Global Investors Plow Cash Into Asian Stocks as Year-End Nears
Investor Appetite Undiminished by Recent Gains, Risk of Higher U.S. Interest Rates
Surprise moves in recent weeks by central banks in China and Japan to ease monetary policy have added to stimulus from Europe—and expectations for more—and are underpinning the resurgence in appetite for stocks in the region. The Shanghai stock market traded at more than a three-year high Wednesday, ending the day up 1.4% at 2604.35. It was the first closing level above 2600 since August 2011.
The flow of cash faltered in late summer and early fall, but the tide is surging again across emerging markets, including those in Asia, an indication that investors have been more willing to take on risk.
Stock investors put a net $6.3 billion into Asian emerging markets from the beginning of the month through Nov. 25, after taking out a net $2.4 billion in October, according to the Institute of International Finance, an industry group. The inflows this month are comparable with buying levels in the middle of the year.
But analysts at IIF say the market could be underestimating how quickly the U.S. Federal Reserve will tighten monetary policy, including the timing of its first increase in interest rates since before the financial crisis. The Fed has been saying since last year that short-term rates would stay near zero for a “considerable time” after the end of its latest bond-buying program, which wrapped up last month.
The fear is that higher yields in the U.S. could reduce the flow of capital into riskier economies, although fund managers aren’t expecting as big a selloff as in the spring of 2013, when the U.S. central bank first indicated it would start to scale back its bond purchases.
A similar situation to June 2004, the last time the Fed initiated a series of interest-rate increases, could emerge next year, said HSBC equity strategist Devendra Joshi. Price/earnings multiples in Asia, a measure of how expensive stocks are, fell six months before the rate increase, and valuations took more than two years to recover.
An MSCI index of stock performance in Asia, excluding Japan, is up 3.9% year to date, on par with a 3.5% gain last year but underperforming the S&P 500’s 11.8% rise.
Despite the risks, the easier money policies from central banks in Asia will provide another “marginally positive impact” on the market, adding to the current “immediate impact” from the announcements, noted BNP ’s Mr. Leenders.
The Shanghai Composite Index, which had a bull run—a rise of 20% or more—from January through October, has added 7.6% this month, with the help of the People’s Bank of China’s announcement last Friday that it will cut borrowing rates for the first time in two years.

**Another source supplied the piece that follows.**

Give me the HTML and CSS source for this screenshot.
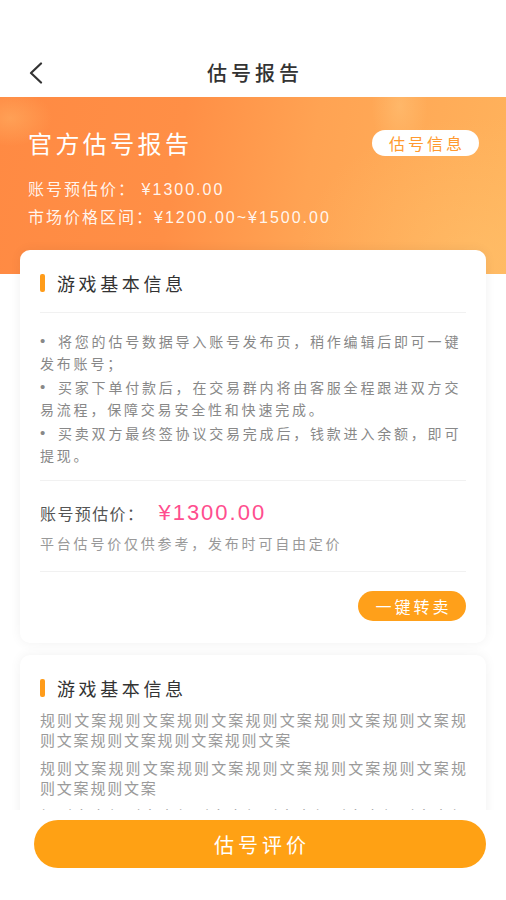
FILE: index.html
```html
<!DOCTYPE html>
<html lang="zh-CN">
<head>
<meta charset="utf-8">
<title>估号报告</title>
<link rel="stylesheet" href="styles.css">
</head>
<body>
<div class="page">
  <header class="nav">
    <span class="nav-back">
      <svg width="14" height="22" viewBox="0 0 14 22"><polyline points="12,1.5 2,11 12,20.5" fill="none" stroke="#333" stroke-width="2.2" stroke-linecap="round" stroke-linejoin="round"/></svg>
    </span>
    <h1 class="nav-title">估号报告</h1>
    <span class="nav-side"></span>
  </header>

  <main class="scroll">
    <section class="banner">
      <div class="banner-top">
        <h2 class="banner-title">官方估号报告</h2>
        <span class="pill">估号信息</span>
      </div>
      <p class="banner-line">账号预估价： <span class="num">¥1300.00</span></p>
      <p class="banner-line">市场价格区间：<span class="num">¥1200.00~¥1500.00</span></p>
    </section>

    <div class="cards">
      <section class="card">
        <div class="card-title card-title-line"><span class="bar"></span>游戏基本信息</div>
        <div class="bullets">
          <p class="bullet">将您的估号数据导入账号发布页，稍作编辑后即可一键发布账号；</p>
          <p class="bullet">买家下单付款后，在交易群内将由客服全程跟进双方交易流程，保障交易安全性和快速完成。</p>
          <p class="bullet">买卖双方最终签协议交易完成后，钱款进入余额，即可提现。</p>
        </div>
        <div class="price">
          <div class="price-row"><span class="price-label">账号预估价：</span><span class="price-value num">¥1300.00</span></div>
          <p class="price-note">平台估号价仅供参考，发布时可自由定价</p>
        </div>
        <div class="actions">
          <button class="resell">一键转卖</button>
        </div>
      </section>

      <section class="card">
        <div class="card-title"><span class="bar"></span>游戏基本信息</div>
        <div class="rules">
          <p class="rule"><span class="full">规则文案规则文案规则文案规则文案规则文案规则文案规</span><span>则文案规则文案规则文案规则文案</span></p>
          <p class="rule"><span class="full">规则文案规则文案规则文案规则文案规则文案规则文案规</span><span>则文案规则文案</span></p>
          <p class="rule"><span class="full">规则文案规则文案规则文案规则文案规则文案规则文案规</span><span>则文案规则文案</span></p>
        </div>
      </section>
    </div>
  </main>

  <footer class="bottom">
    <button class="evaluate">估号评价</button>
  </footer>
</div>
</body>
</html>
```

FILE: styles.css
```css
* { box-sizing: border-box; }
html, body { margin: 0; padding: 0; background: #fff; }
body {
  font-family: "Noto Sans CJK SC", "Noto Sans", sans-serif;
  color: #333;
}
p, h1, h2 { margin: 0; font-weight: normal; }
button { font-family: inherit; border: 0; cursor: pointer; }

.num { font-family: "Liberation Sans", "Noto Sans CJK SC", sans-serif; }

.page {
  width: 506px;
  height: 900px;
  display: flex;
  flex-direction: column;
  overflow: hidden;
}

/* nav */
.nav {
  height: 97px;
  flex: none;
  padding: 61px 0 12px;
  display: grid;
  grid-template-columns: 1fr auto 1fr;
  align-items: center;
  background: #fff;
}
.nav-back { padding-left: 29px; display: flex; align-items: center; height: 24px; }
.nav-title {
  font-size: 20px;
  line-height: 24px;
  letter-spacing: 4px;
  margin-right: -4px;
  color: #333;
  font-weight: 500;
}

/* scroll region */
.scroll {
  height: 713px;
  flex: none;
  overflow: hidden;
}

.banner {
  height: 177px;
  padding: 30px 28px 0;
  color: #fff;
  background:
    radial-gradient(ellipse 60px 40px at 2% 12%, rgba(255,200,120,0.35), transparent 70%),
    radial-gradient(ellipse 40px 70px at 79% 5%, rgba(255,210,140,0.35), transparent 70%),
    radial-gradient(ellipse 260px 200px at 95% 90%, rgba(255,205,120,0.35), transparent 70%),
    linear-gradient(100deg, #FF8A43 0%, #FF8F46 35%, #FFA353 60%, #FFB35C 100%);
}
.banner-top {
  display: flex;
  justify-content: space-between;
  align-items: center;
  height: 32px;
}
.banner-title {
  font-size: 24px;
  line-height: 32px;
  letter-spacing: 3.4px;
  font-weight: 400;
}
.pill {
  width: 107px;
  height: 26px;
  margin-right: -1px;
  border-radius: 13px;
  background: #fff;
  color: #FF9A30;
  font-size: 16px;
  line-height: 26px;
  letter-spacing: 3px;
  text-indent: 3px;
  text-align: center;
}
.banner-line {
  font-size: 16px;
  line-height: 26px;
  letter-spacing: 2px;
  color: rgba(255,255,255,0.92);
}
.banner-top + .banner-line { margin-top: 16px; }

/* cards */
.cards {
  margin-top: -24px;
  padding: 0 20px;
  display: flex;
  flex-direction: column;
  gap: 12px;
}
.card {
  background: #fff;
  border-radius: 10px;
  box-shadow: 0 0 12px rgba(0,0,0,0.06);
  padding: 0 20px;
}
.card-title {
  display: flex;
  align-items: center;
  padding: 21px 0 17px;
  font-size: 18px;
  line-height: 24px;
  letter-spacing: 3.6px;
  color: #333;
}
.card-title-line { border-bottom: 1px solid #F1F1F1; }
.bar {
  width: 5px;
  height: 18px;
  border-radius: 2px;
  background: #FF9C1A;
  margin-right: 12px;
}

.bullets {
  padding: 17px 0 14px;
  border-bottom: 1px solid #F1F1F1;
}
.bullet {
  font-size: 14px;
  line-height: 22px;
  letter-spacing: 2.8px;
  color: #888;
}
.bullet + .bullet { margin-top: 2px; }
.bullet::before {
  content: "•";
  display: inline-block;
  width: 18px;
  height: 22px;
  line-height: 22px;
  vertical-align: top;
  letter-spacing: 0;
  font-family: "Liberation Sans", sans-serif;
  font-size: 15px;
  color: #888;
}

.price {
  padding: 17px 0 17px;
  border-bottom: 1px solid #F1F1F1;
}
.price-row { display: flex; align-items: center; height: 30px; }
.price-label {
  font-size: 16px;
  letter-spacing: 1.4px;
  color: #555;
}
.price-value {
  margin-left: 14px;
  font-size: 22px;
  letter-spacing: 2px;
  color: #FF4D8E;
}
.price-note {
  margin-top: 4px;
  font-size: 14px;
  line-height: 22px;
  letter-spacing: 2.8px;
  color: #999;
}

.actions {
  display: flex;
  justify-content: flex-end;
  padding: 19px 0 22px;
}
.resell {
  width: 108px;
  height: 30px;
  border-radius: 15px;
  background: #FFA01A;
  color: #fff;
  font-size: 16px;
  letter-spacing: 3px;
  text-indent: 3px;
}

.rules { margin-top: -7px; padding-bottom: 20px; }
.rule {
  font-size: 15px;
  line-height: 20px;
  letter-spacing: 1.8px;
  color: #9a9a9a;
}
.rule span { display: block; }
.rule .full { text-align: justify; text-align-last: justify; margin-right: -1.8px; }
.rule + .rule { margin-top: 8px; }

/* bottom */
.bottom {
  flex: none;
  height: 90px;
  padding: 10px 20px 0 34px;
  background: #fff;
}
.evaluate {
  width: 100%;
  height: 48px;
  border-radius: 24px;
  background: #FFA114;
  color: #fff;
  font-size: 20px;
  letter-spacing: 4px;
  text-indent: 4px;
}
```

Shares had rallied since April, when Beijing unveiled a trading program, launched this month, that allows foreign investors to buy Shanghai-listed stocks via Hong Kong.
In Japan, the Nikkei Stock Average is up nearly 6% this month, partly because the Bank of Japan announced an expansion of its monetary stimulus on Oct. 31. Foreign investors bought a net $10.7 billion of Japanese stocks from the beginning of the month to Nov. 24, helping lead a resurgence in the flow of money to Asia, according to HSBC data. The country saw $3.7 billion of net outflows in the previous month.
“There is a bit of a tug of war in terms of monetary policy,” meaning that money flows into Asia will likely be volatile in the short term, said HSBC’s Mr. Joshi.